Dans l’institution et la professionnalisation des savoirs, les revues savantes ont un rôle décisif à jouer : elles complémentent l’enseignement et la recherche universitaire, participent à la constitution d’une communauté de chercheurs, et tracent des limites autour d’un domaine du savoir. Ces limites ne sont pas stables et immobiles. C’est le cas tout particulièrement en sciences humaines où plusieurs discours sont susceptibles de s’afficher dans l’économie disciplinaire de la connaissance. Or, les revues savantes sont un lieu privilégié pour saisir ce foisonnement interdiscursif, pour envisager décrire le jeu des limites et des frontières des domaines du savoir et en établir la géographie par l’étude de leurs objets, et des différentes façons que ces derniers ont d’être mis en discours.
Nous nous sommes demandé ce qu’il en était dans le domaine des études cinématographiques (EC), après avoir remarqué comment l’oeuvre de certains cinéastes circulait différemment d’un discours à l’autre — par exemple, il est apparu que l’utilisation de « Hitchcock » au sein des études féministes n’est pas la même que chez les narratologues ou chez les stylisticiens du cinéma : soit on ne cite pas les mêmes films ou les mêmes passages; soit on intègre leur description/interprétation dans des réseaux sémantiques entièrement différents.

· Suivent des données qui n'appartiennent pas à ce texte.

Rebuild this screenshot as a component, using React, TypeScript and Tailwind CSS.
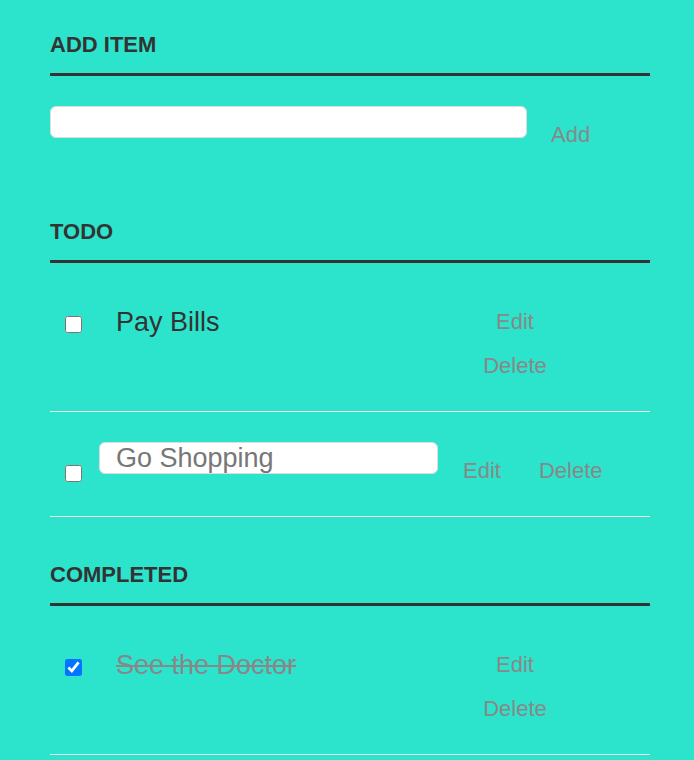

De là nous est apparu l’importance d’étudier de manière concrète les façons qu’ont les différents discours savants sur le cinéma de construire et de contraindre leurs objets d’étude et, du coup, de cadastrer ce domaine du savoir. La question est importante dans la mesure où les EC se sont imposées comme le haut lieu de la réflexion sur la culture audio-visuelle et médiatique au XXe siècle. Dès lors se posent divers questionnements : Comment se représentent discursivement les objets et les problématiques sur lesquels porte le savoir des EC? À quelles fins discursives fait-on appel à l’oeuvre de cinéastes, par exemple : Eisenstein, Akerman, Sembene, ou Spielberg? À quelles conditions ces oeuvres s’intègrent-elles d’un discours à l’autre? Cette discursivisation sert-elle en retour la « canonisation » de certains films dans les milieux académiques, puis, éventuellement, au sein de la culture générale? Quelles conceptions du cinéma se trouvent légitimées dans ces différents discours par le recours à des notions telles que l’auteur, le genre, le cinéma d’art, les cinémas nationaux, le cinéma des femmes, le documentaire? Comment différentes approches savantes du cinéma, différentes méthodologies critiques se distinguent-elles concrètement au plan discursif, c’est-à-dire dans les thèmes qu’elles utilisent et les réseaux sémantiques qu’elles mobilisent? Comment ces discours interagissent-ils entre eux au sein du vaste domaine interdiscursif qui compose les études cinématographiques ? Autant de questions qui motivent notre programme de recherche, dont l’objet est la réalisation d’une analyse des discours de la revue savante Cinema Journal assistée par ordinateur (logiciel SÉMATO).
Nous croyons qu’il est possible d’identifier les différents discours des EC en repérant pour chacun d’entre eux un ensemble de réseaux sémantiques et thématiques distincts. Ces réseaux permettront de « cartographier » les différents discours des EC et de produire une taxinomie fondée sur l’analyse sémantique. L’ensemble des discours des EC, tels que représentés dans Cinema Journal, apparaîtra dès lors comme un immense champ de ressemblances et de différences aux frontières à la fois mouvantes et poreuses. L’analyse assistée par ordinateur nous permettra d’étudier et de décrire la formation d’une véritable économie discursive au sein d’un domaine du savoir comme les EC. Nous pourrons ensuite déterminer les hiérarchies discursives propres à Cinema Journal depuis ses débuts en 1961. Une fois cette taxinomie établie, il sera possible d’examiner comment et à quelles fins chaque discours met le cinéma à contribution et de décrire, pour chacun d’eux, la présence ou non d’un « canon » d’oeuvres filmiques, de genres, et/ou de cinéastes.
Ce projet de recherche est mû par deux objectifs principaux :
- Utiliser les nouveaux outils de l’informatique pour élaborer un protocole de recherche et d’analyse propre au domaine des études cinématographiques et créer une base de connaissances pour l’analyse de la revue Cinema Journal;
- Former des étudiants de maîtrise et de doctorat en études cinématographiques dans l’usage de nouvelles technologies de recherche en sciences humaines.